Abstract: Neural networks achieve remarkable performance through \textit{superposition}—encoding multiple features as overlapping directions in activation space rather than dedicating individual neurons to each feature. This phenomenon fundamentally challenges interpretability: when neurons respond to multiple unrelated concepts, understanding network behavior becomes intractable. Yet despite its central importance, we lack principled methods to measure superposition. We present an information-theoretic framework that measures the effective number of features through the exponential of Shannon entropy applied to sparse autoencoder activations. This threshold-free metric, grounded in rate-distortion theory and analogy to quantum entanglement, provides the first universal measure of superposition applicable to any neural network.
Our approach demonstrates strong empirical validation: correlation with ground truth exceeds 0.94 in toy models, accurately detects minimal superposition in algorithmic tasks (feature count approximately equals neuron count), and reveals systematic feature reduction under capacity constraints (up to 50\% reduction with dropout).

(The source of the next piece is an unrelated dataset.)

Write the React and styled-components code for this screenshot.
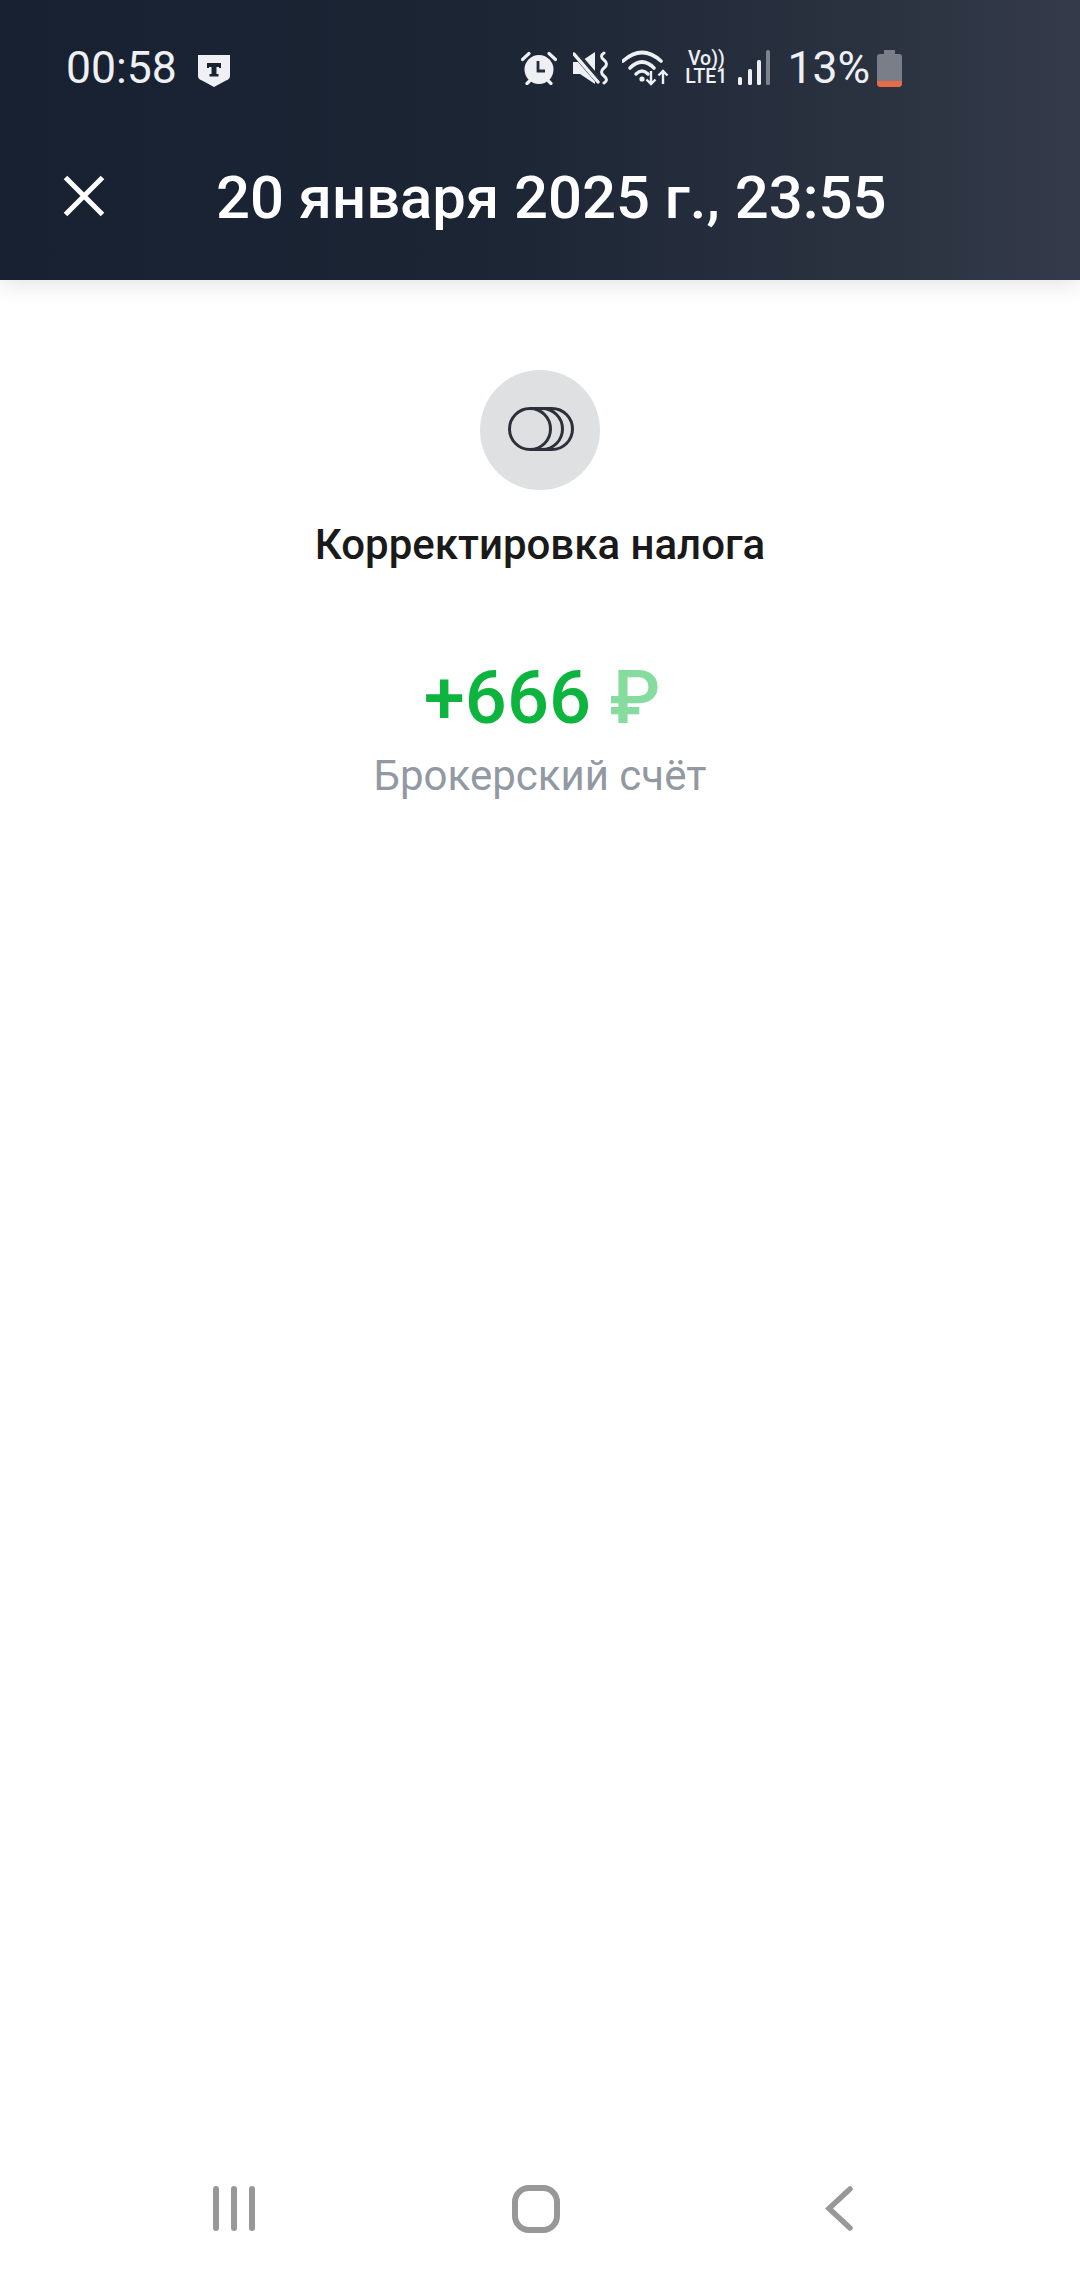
import React from "react";
import styled, { createGlobalStyle } from "styled-components";

const GlobalStyle = createGlobalStyle`
  html, body {
    margin: 0;
    background: #fff;
    font-family: Roboto, "Liberation Sans", sans-serif;
  }
`;

const Screen = styled.div`
  width: 1080px;
  height: 2280px;
  display: flex;
  flex-direction: column;
  background: #fff;
  overflow: hidden;
`;

// ---------- Header ----------
const Header = styled.header`
  height: 280px;
  flex: none;
  display: flex;
  flex-direction: column;
  background: linear-gradient(90deg, #182131 0%, #1c2534 45%, #2c3442 85%, #343a4a 100%);
  box-shadow: 0 6px 20px rgba(0, 0, 0, 0.1);
`;

const StatusBar = styled.div`
  height: 136px;
  flex: none;
  display: flex;
  align-items: center;
  padding: 0 178px 0 66px;
  color: #eef0f4;
`;

const Time = styled.span`
  font-size: 44.5px;
  line-height: 1;
`;

const Shield = styled.svg`
  width: 32px;
  height: 32px;
  margin: 5px 0 0 21px;
`;

const StatusIcons = styled.div`
  margin-left: auto;
  display: flex;
  align-items: center;
`;

const StatusIcon = styled.svg`
  display: block;
  flex: none;
  margin-left: ${(p) => p.$gap || 0}px;
`;

const Volte = styled.div`
  margin-left: 15px;
  width: 44px;
  display: flex;
  flex-direction: column;
  align-items: center;
  white-space: nowrap;
  font-size: 19.5px;
  line-height: 18px;
  font-weight: 500;
`;

const Percent = styled.span`
  margin-left: 17px;
  font-size: 44.5px;
  line-height: 1;
`;

const TitleRow = styled.div`
  height: 120px;
  flex: none;
  display: flex;
  align-items: center;
  padding-left: 63px;
`;

const CloseIcon = styled.svg`
  width: 42px;
  height: 42px;
  flex: none;
`;

const Title = styled.h1`
  margin: 6px 0 0 111px;
  font-size: 59.8px;
  line-height: 1;
  font-weight: 500;
  color: #fff;
  white-space: nowrap;
`;

// ---------- Operation ----------
const Operation = styled.main`
  display: flex;
  flex-direction: column;
  align-items: center;
  padding-top: 90px;
`;

const Round = styled.div`
  width: 120px;
  height: 120px;
  border-radius: 50%;
  background: #dee0e2;
  display: flex;
  align-items: center;
  justify-content: center;
`;

const CoinsIcon = styled.svg`
  width: 66px;
  height: 44px;
  margin: 0 0 2px 2px;
`;

const Name = styled.div`
  margin-top: 31px;
  font-size: 42px;
  line-height: 48px;
  font-weight: 500;
  color: #1a1a1b;
`;

const Amount = styled.div`
  margin-top: 87px;
  padding-left: 4px;
  font-size: 74px;
  line-height: 84px;
  font-weight: 500;
  color: #0db53e;
`;

const Currency = styled.span`
  color: #86dc9f;
`;

const Account = styled.div`
  margin-top: 12px;
  font-size: 42px;
  line-height: 48px;
  color: #9299a2;
`;

// ---------- Navigation bar ----------
const NavBar = styled.nav`
  margin-top: auto;
  height: 143px;
  flex: none;
  display: flex;
  align-items: center;
  padding-left: 213px;
`;

const NavIcon = styled.svg`
  display: block;
  flex: none;
  margin-left: ${(p) => p.$gap || 0}px;
  color: #989898;
`;

export default function App() {
  return (
    <>
      <GlobalStyle />
      <Screen>
        <Header>
          <StatusBar>
            <Time>00:58</Time>
            <Shield viewBox="0 0 32 32">
              <path d="M0 0H32V21Q32 24 28 25.5L16 32L4 25.5Q0 24 0 21Z" fill="#eef0f4" />
              <path d="M9 8H23V13H21V12H18.5V19H20.5V21.5H11.5V19H13.5V12H11V13H9Z" fill="#1a2232" />
            </Shield>
            <StatusIcons>
              <StatusIcon width="36" height="34" viewBox="0 0 36 34" fill="none">
                <circle cx="18" cy="18.5" r="14.5" fill="#eef0f4" />
                <path d="M1.5 8.5L8 2.5M34.5 8.5L28 2.5M6 32.5L9.5 29M30 32.5L26.5 29" stroke="#eef0f4" strokeWidth="3.2" strokeLinecap="round" />
                <path d="M17 10V20H24" stroke="#262d3b" strokeWidth="2.8" />
              </StatusIcon>
              <StatusIcon $gap={16} width="37" height="34" viewBox="0 0 37 34" fill="none">
                <path d="M0 11H7L22 1V33L7 23H0Z" fill="#eef0f4" />
                <path d="M1 1L27 31" stroke="#262d3b" strokeWidth="7" />
                <path d="M1 3L25 31" stroke="#eef0f4" strokeWidth="3.4" strokeLinecap="round" />
                <path d="M31 2Q26 5 31 9T31 17T31 25T31 32" stroke="#eef0f4" strokeWidth="3" strokeLinecap="round" />
              </StatusIcon>
              <StatusIcon $gap={12} width="47" height="36" viewBox="0 0 47 36" fill="none">
                <path d="M1 11Q20 -6 39 11" stroke="#eef0f4" strokeWidth="3.6" strokeLinecap="round" />
                <path d="M8 18Q20 6 32 18" stroke="#eef0f4" strokeWidth="3.6" strokeLinecap="round" />
                <path d="M14 24Q20 18 26 24" stroke="#eef0f4" strokeWidth="3.4" strokeLinecap="round" />
                <circle cx="20" cy="29" r="2.6" fill="#eef0f4" />
                <path d="M29 21V34M24.5 29.5L29 34L33.5 29.5" stroke="#eef0f4" strokeWidth="2.4" />
                <path d="M41 34V21M36.5 25.5L41 21L45.5 25.5" stroke="#eef0f4" strokeWidth="2.4" />
              </StatusIcon>
              <Volte>
                <span>Vo))</span>
                <span>LTE1</span>
              </Volte>
              <StatusIcon $gap={10} width="32" height="36" viewBox="0 0 32 36" fill="none">
                <rect x="0" y="27" width="4" height="8" rx="1.5" fill="#eef0f4" />
                <rect x="10" y="19" width="4" height="16" rx="1.5" fill="#eef0f4" />
                <rect x="19" y="10" width="4" height="25" rx="1.5" fill="#eef0f4" />
                <rect x="28" y="0" width="4" height="35" rx="1.5" fill="#7d828c" />
              </StatusIcon>
              <Percent>13%</Percent>
              <StatusIcon $gap={7} width="25" height="37" viewBox="0 0 25 37" fill="none">
                <path d="M7 0H18V4H22Q25 4 25 7V33Q25 37 21 37H4Q0 37 0 33V7Q0 4 3 4H7Z" fill="#7a7e89" />
                <path d="M0 31H25V33Q25 37 21 37H4Q0 37 0 33Z" fill="#e96a47" />
              </StatusIcon>
            </StatusIcons>
          </StatusBar>
          <TitleRow>
            <CloseIcon viewBox="0 0 42 42" fill="none">
              <path d="M2.5 2.5L39.5 39.5M39.5 2.5L2.5 39.5" stroke="#fff" strokeWidth="5" />
            </CloseIcon>
            <Title>20 января 2025 г., 23:55</Title>
          </TitleRow>
        </Header>

        <Operation>
          <Round>
            <CoinsIcon viewBox="0 0 66 44" fill="none" stroke="#2b303b" strokeWidth="3">
              <circle cx="22" cy="22" r="20.5" />
              <path d="M22 1.5H34A20.5 20.5 0 0 1 34 42.5H22" />
              <path d="M34 1.5H44A20.5 20.5 0 0 1 44 42.5H34" />
            </CoinsIcon>
          </Round>
          <Name>Корректировка налога</Name>
          <Amount>
            +666 <Currency>₽</Currency>
          </Amount>
          <Account>Брокерский счёт</Account>
        </Operation>

        <NavBar>
          <NavIcon width="42" height="45" viewBox="0 0 42 45" fill="none" stroke="currentColor" strokeWidth="6" strokeLinecap="round">
            <path d="M3 3V42M21 3V42M39 3V42" />
          </NavIcon>
          <NavIcon $gap={257} width="48" height="48" viewBox="0 0 48 48" fill="none" stroke="currentColor" strokeWidth="6">
            <rect x="3" y="3" width="42" height="42" rx="14" />
          </NavIcon>
          <NavIcon $gap={265} width="28" height="45" viewBox="0 0 28 45" fill="none" stroke="currentColor" strokeWidth="5.5" strokeLinecap="round">
            <path d="M25 3L4 22.5L25 42" />
          </NavIcon>
        </NavBar>
      </Screen>
    </>
  );
}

Layer-wise analysis of Pythia-70M reveals feature counts peak in early-middle layers at 20 times the number of neurons before declining—mirroring patterns observed in intrinsic dimensionality studies. The metric also captures developmental dynamics, detecting sharp reorganization during grokking phase transitions where models shift from superposed memorization to compact algorithmic solutions.
Surprisingly, adversarial training can increase feature counts by up to 4× while improving robustness, contradicting the hypothesis that superposition causes vulnerability. The effect depends on task complexity and network capacity: simple tasks and ample capacity enable feature expansion, while complex tasks or limited capacity force feature reduction.
By providing a principled, threshold-free measure of superposition, this work enables quantitative study of neural information organization.
Submission Length: Long submission (more than 12 pages of main content)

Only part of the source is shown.